Wangari was born on April 1, 1940, in the central highlands of Kenya. Her family relocated to the colonial-owned farm in Nakuru town, Rift Valley where her father had secured some manual jobs in in 1943. In 1947, Wangari returned to Nyeri with her mother to start schooling as there were no schools on the farm where her father worked. She joined Ihithe Primary School but was later transferred to St. Cecilia’s Intermediate School. She came top of her class and was granted admission at Loreto High School. Because of her exemplary performance, Wangari received a scholarship through Joseph P Kennedy Jr Foundation to study at Benedictine College in Kansas. She later joined the University of Pittsburgh for a master’s degree in Biology.
In January 1966, Wangari Maathai was appointed a research assistant at the Kenyan University of Nairobi. However, upon returning to Kenya to begin her new job she was informed that the opportunity was no longer available and that someone else had been offered the job. Two months later, she secured a job as a research assistant in the microanatomy department in the Department of Veterinary Anatomy, a new department in the University College of Nairobi. In 1969, she was promoted to the position of an assistant lecturer and in 1975 she became a senior lecturer in anatomy and an associate professor in 1977.
As a senior lecturer and one of the top university leaders, Wangari championed for the equal benefits for the female university staff, going as far as attempting to transform the academic staff association into a union. She founded the Envirocare Ltd, a business company which was involved in planting trees and promoting environmental conservation. In 1977, she founded the “Green Belt Movement” that encouraged women of Kenya to engage in planting tree nurseries throughout the country. The movement is one of the most successful environmental movements in East Africa. Through the movement, Wangari fought several attempts by the government to turn clear parks for development including the famous Uhuru Park and Karura Forest. She championed for democracy and free and fair elections in Kenya.

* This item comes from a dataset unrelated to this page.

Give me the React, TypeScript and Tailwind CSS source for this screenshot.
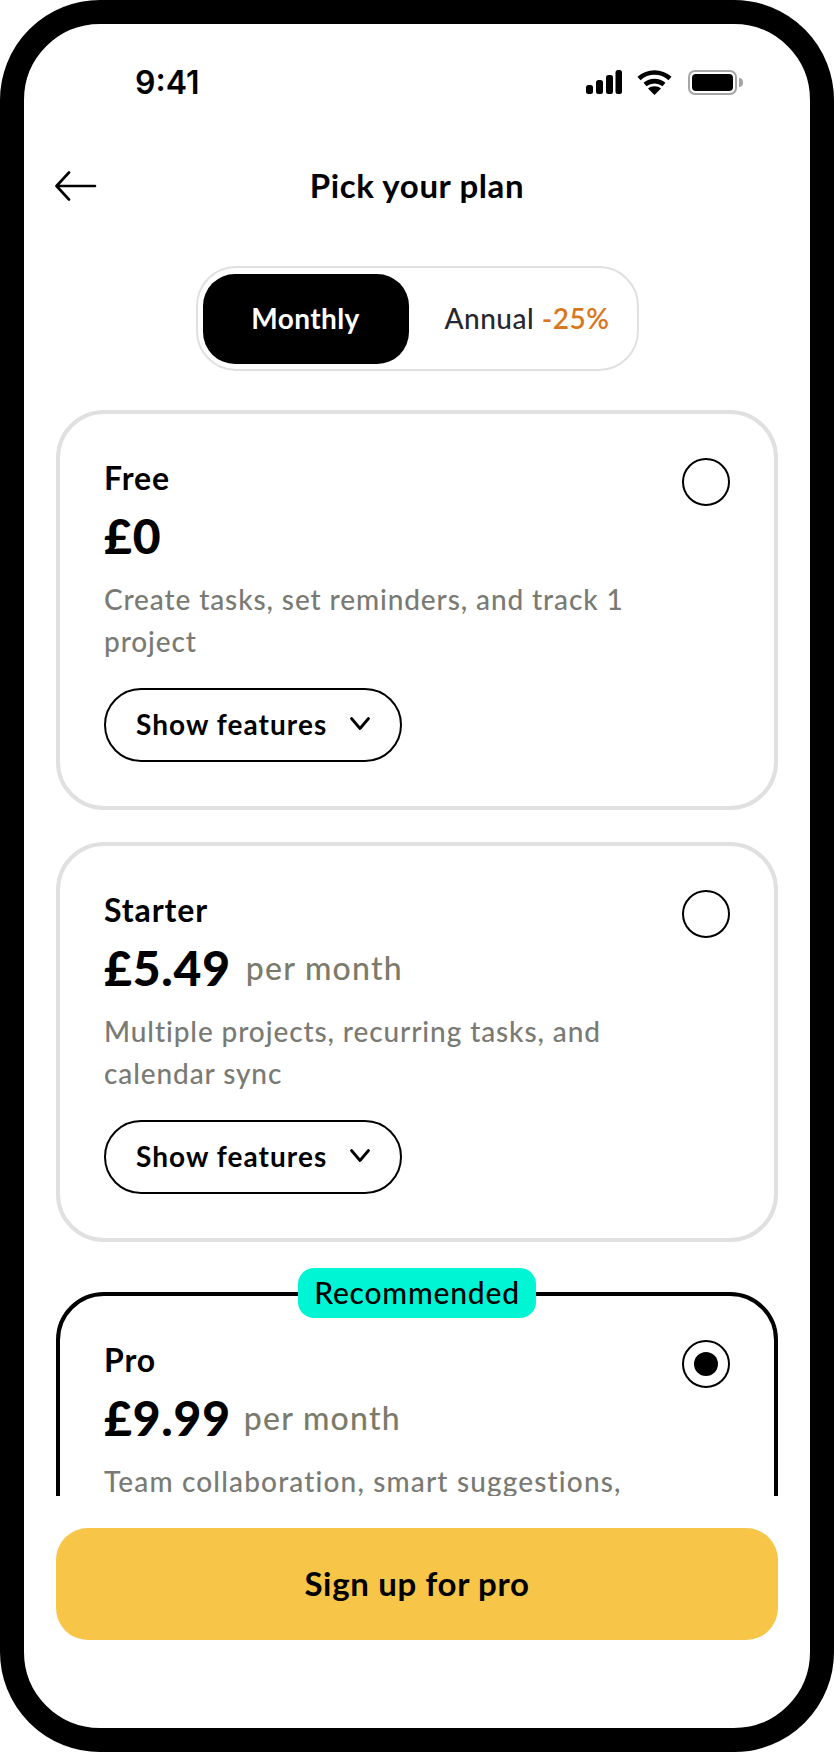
import React from "react";

const font = "font-['Lato','Open_Sans',sans-serif]";

function Radio({ selected }: { selected?: boolean }) {
    return (
        <div className="flex h-12 w-12 shrink-0 items-center justify-center rounded-full border-2 border-black">
            {selected && <div className="h-6 w-6 rounded-full bg-black" />}
        </div>
    );
}

function Chevron() {
    return (
        <svg width="22" height="16" viewBox="0 0 22 16" fill="none" stroke="black" strokeWidth="2.8" strokeLinecap="round" strokeLinejoin="round">
            <path d="M2.500 2.500l8.500 10 8.500-10" />
        </svg>
    );
}

type PlanProps = {
    name: string;
    price: string;
    period?: string;
    desc: string[];
    selected?: boolean;
    badge?: boolean;
    periodGap?: string;
    descTracking?: string;
};

function Plan({ name, price, period, desc, selected, badge, periodGap, descTracking }: PlanProps) {
    return (
        <div className={`relative h-[400px] shrink-0 rounded-[48px] border-4 pl-11 pr-11 pt-[46px] ${selected ? "border-black" : "border-[#e0e0e0]"}`}>
            {badge && (
                <div className="absolute left-[238px] top-[-28px] flex h-[50px] w-[238px] items-center justify-center rounded-2xl bg-[#00f5d4] pb-[2px] text-[30px] font-medium tracking-[0.8px] text-black">
                    Recommended
                </div>
            )}
            <div className="flex items-start justify-between">
                <div>
                    <div className="h-9 text-[32px] font-bold leading-9 tracking-[0.9px] text-black">{name}</div>
                    <div className="mt-[10px] flex h-[60px] items-center">
                        <span className="text-[48px] font-black leading-[60px] tracking-[0.8px] text-black">{price}</span>
                        {period && <span className={`${periodGap ?? "ml-[15px]"} text-[32px] font-medium tracking-[1.25px] text-[#7b7b6b]`}>{period}</span>}
                    </div>
                </div>
                <div className="-mt-[2px]">
                    <Radio selected={selected} />
                </div>
            </div>
            <div className={`mt-3 text-[28px] font-medium leading-[42px] ${descTracking ?? "tracking-[0.9px]"} text-[#7a7a74]`}>
                {desc.map((line) => (
                    <div key={line} className="whitespace-nowrap">{line}</div>
                ))}
            </div>
            <button className="mt-[26px] flex h-[74px] w-[298px] items-center gap-[22px] rounded-full border-2 border-black pb-[2px] pl-[30px] text-[28px] font-bold tracking-[1.05px] text-black">
                Show features
                <Chevron />
            </button>
        </div>
    );
}

export default function App() {
    return (
        <div className={`${font} h-[1752px] w-[834px] bg-white`}>
            <div className="flex h-full w-full flex-col overflow-hidden rounded-[100px] border-[24px] border-black bg-white">
                <div className="flex h-[1472px] shrink-0 flex-col overflow-hidden">
                    {/* status bar */}
                    <div className="mt-9 flex h-11 shrink-0 items-center justify-between pl-[111px] pr-[67px]">
                        <span className="pt-[2px] font-['Inter',sans-serif] text-[32px] font-semibold leading-none text-black">9:41</span>
                        <div className="flex items-center">
                            <svg width="36" height="24" viewBox="0 0 36 24" fill="black">
                                <rect x="0" y="15" width="7" height="9" rx="2.5" />
                                <rect x="10" y="10" width="7" height="14" rx="2.5" />
                                <rect x="20" y="5" width="7" height="19" rx="2.5" />
                                <rect x="29.5" y="0" width="6.5" height="24" rx="2.5" />
                            </svg>
                            <svg className="ml-[15px]" width="35" height="25" viewBox="0 0 35 25" fill="none" stroke="black" strokeWidth="4.6">
                                <path d="M2 8.500c9-8 22-8 31 0" />
                                <path d="M8 14.500c5.500-4.500 13.500-4.500 19 0" />
                                <path d="M17.500 25l-6.500-6.500c3.500-3 9.500-3 13 0z" fill="black" stroke="none" />
                            </svg>
                            <div className="ml-4 flex items-center">
                                <div className="h-[25px] w-[49px] rounded-[7px] border-2 border-[#a6a6a6] p-[2px]">
                                    <div className="h-full w-full rounded-[4px] bg-black" />
                                </div>
                                <div className="ml-[2px] h-[9px] w-1 rounded-r-full bg-[#a6a6a6]" />
                            </div>
                        </div>
                    </div>

                    {/* header */}
                    <div className="relative mt-[58px] flex h-12 shrink-0 items-center justify-center">
                        <svg className="absolute left-[31px] top-[9px]" width="42" height="30" viewBox="0 0 42 30" fill="none" stroke="black" strokeWidth="2.6" strokeLinecap="round" strokeLinejoin="round">
                            <path d="M40 15H2M14 1.500L1.500 15 14 28.500" />
                        </svg>
                        <h1 className="text-[33px] font-bold tracking-[0.6px] text-black">Pick your plan</h1>
                    </div>

                    {/* billing toggle */}
                    <div className="mt-[56px] flex shrink-0 justify-center">
                        <div className="flex h-[105px] w-[443px] items-center rounded-[40px] border-2 border-[#e0e0e0] pl-[5px]">
                            <div className="flex h-[90px] w-[206px] items-center justify-center rounded-[32px] bg-black pb-[2px] text-[28px] font-bold tracking-[0.4px] text-white">
                                Monthly
                            </div>
                            <div className="mb-[2px] ml-9 text-[28px] font-medium tracking-[0.5px] text-[#26262e]">
                                Annual <span className="font-semibold text-[#d9771e]">-25%</span>
                            </div>
                        </div>
                    </div>

                    {/* plans */}
                    <div className="mt-[39px] flex flex-col px-8">
                        <Plan name="Free" price="£0" desc={["Create tasks, set reminders, and track 1", "project"]} />
                        <div className="mt-8">
                            <Plan name="Starter" price="£5.49" period="per month" desc={["Multiple projects, recurring tasks, and", "calendar sync"]} />
                        </div>
                        <div className="mt-[50px]">
                            <Plan name="Pro" price="£9.99" period="per month" periodGap="ml-[13px]" descTracking="tracking-[1.15px]" selected badge desc={["Team collaboration, smart suggestions,", "and priority support"]} />
                        </div>
                    </div>
                </div>

                {/* cta */}
                <div className="mt-8 shrink-0 px-8">
                    <button className="flex h-[112px] w-full items-center justify-center rounded-[32px] bg-[#f7c548] text-[33px] font-bold tracking-[0.65px] text-black">
                        Sign up for pro
                    </button>
                </div>
            </div>
        </div>
    );
}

Although Wangari Maathai was an accomplished environmentalist and politician, her achievements came at a huge cost. In 1977, she was divorced by her husband who claimed that she was "too strong-minded to be controlled.” Most of the activities of the Green Belt Movement were opposed by the government. Maathai was also considered a threat to the government since she opposed the government’s effort to privatize some of the public lands. President Moi even labeled her “crazy woman” for opposing the construction of a facility at the Uhuru Park. Her protest march through the city of Nairobi was often met with violent resistance from the police. She was detained without trial several times and sometimes false charges were preferred on her.
Death and Legacy
Maathai died on September 25, 2011, of ovarian cancer while receiving treatment in Nairobi. Her body was cremated a few days later. She left behind a rich legacy that continues to live on today. She was also the first president of the Africa Union’s Economic, Social and Cultural Council. A corner at the Uhuru Park has been named “Freedom Corner” in her honor. She was the first East African woman to receive a Ph.D. and received several international awards for her role in environmental conservation.